Più interessato a raccontare una storia che ad essere un videogioco vero e proprio, lo scopo di Orwell è di sensibilizzare sul controllo delle informazioni.
In questo periodo storico di grandi trasformazioni e globalizzazioni sociali e delle informazioni, molte sono le sfide che dobbiamo affrontare. La censura, della quale abbiamo recentemente parlato sulle nostre pagine, ed il controllo delle persone tramite la tecnologia sono due dei temi più scottanti e pressanti che in questi anni si impongono all’attenzione di tutti noi.
Orwell ha il merito di evidenziare queste tematiche, ma poco altro.
Intanto, in realtà non ci troviamo di fronte ad un videogioco; l’interazione è minima, e si passa la quasi interezza del tempo di gioco (circa 7 ore) a leggere testi e trascrizioni. Ci troviamo infatti nei panni di un agente che opera dietro un sistema capace di accedere ai computer ed ai telefoni dei sospettati, e che può quindi leggere i dati contenuti in questi oggetti (in realtà solo una ristretta selezione di dati). Leggendo email, siti web ed ascoltando (leggendo) conversazioni telefoniche, saremo in grado di trasferire le informazioni utili (sempre evidenziate, quindi zero ricerca) all’interno del sistema dove il nostro superiore farà le debite correlazioni e indirizzerà le indagini.
Come potete vedere, il gioco è privo di qualsiasi forma di reale attrattività videoludica; sebbene i primi minuti siano intensi, ci si rende ben presto conto che di carne al fuoco ce n’è poca. Si tratta di leggere, selezionare il sospetto corretto e fare drag & drop dell’informazione evidenziata. Basta. In un paio di occasioni ci sono scelte da fare, ma è davvero troppo poco per definire Orwell un “gioco”.
Si tratta piuttosto di un racconto, e da questo punto di vista se la cava abbastanza.
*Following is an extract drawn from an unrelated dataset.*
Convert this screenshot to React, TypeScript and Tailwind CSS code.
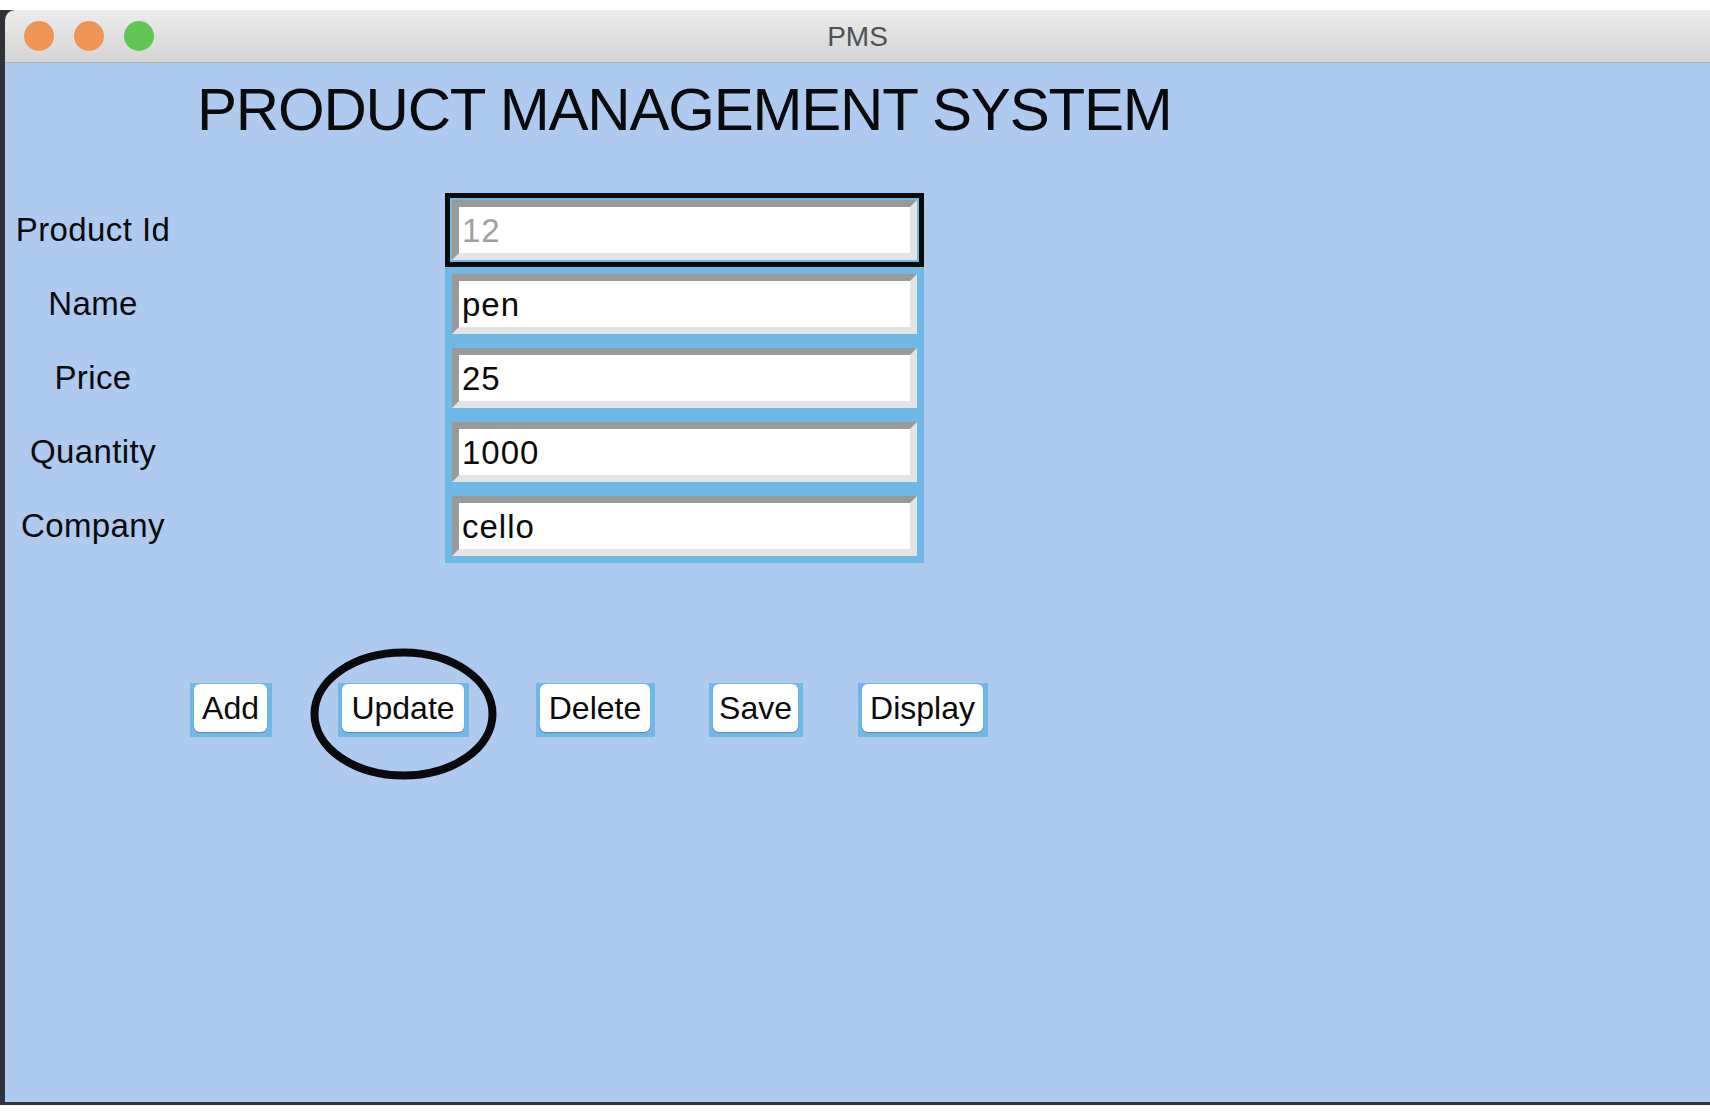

La trama, anche se piuttosto stereotipata, si dipana fluidamente, anche se mancano i momenti topici. I personaggi che prendono parte alla vicenda sono divisi in classici cattivoni dello stato o esaltati radical chic, e in mezzo non c’è nulla. Fa piacere vedere che per una volta non si nascondono le ipocrisie e le frivolezze di chi fa del politically correct e della libertà a tutti i costi il proprio credo; Orwell in questo sembra non voler prendere una posizione e con un tentativo di colpo di scena finale tenta di sparigliare le carte, ma in realtà il copione è già facilmente intuibile a metà del gioco (e forse anche prima).
Resta la denuncia nei confronti di mezzi tecnologici in grado di spiarci e controllarci, cosa sulla quale sono personalmente d’accordo entro certi limiti, mentre invece sposo in pieno l’accusa contro l’uso personalistico che si fa di questi dati. Questo rimane l’unico vero punto di forza di Orwell, che ricostruisce un universo parallelo in cui possiamo riconoscere un Facebook, un Whatsup, i siti web e la posta e capire come possano essere usati a nostra insaputa.
Dal punto di vista tecnico, l’aspetto grafico è particolare e gradevole. L’utilizzo della grafica 2D low-fi molto in voga di questi tempi (vedi Precipice, ma anche Oxenfree, The Walking Zombie 2 o Bomber Crew) consente una buona realizzazione senza eccessivi sforzi di programmazione. Non essendoci animazioni importanti, ed essendo il cuore del gioco testuale, dal punto di vista grafico non c’è molto da segnalare. Il comparto sonoro è invece praticamente assente.
Il gioco è in inglese ma ben comprensibile anche da chi non è madre lingua, mentre la localizzazione italiana è terrificante, tanto che dopo due soli minuti sono tornato a giocare con la lingua di albione.
Orwell – Keeping An Eye On You va approcciato più con l’idea di leggere una storia che giocare ad un avventura, per quanto lineare possa essere; e non eccellendo nemmeno come racconto non mi sento di promuoverlo, nonostante la delicatezza dei temi trattati.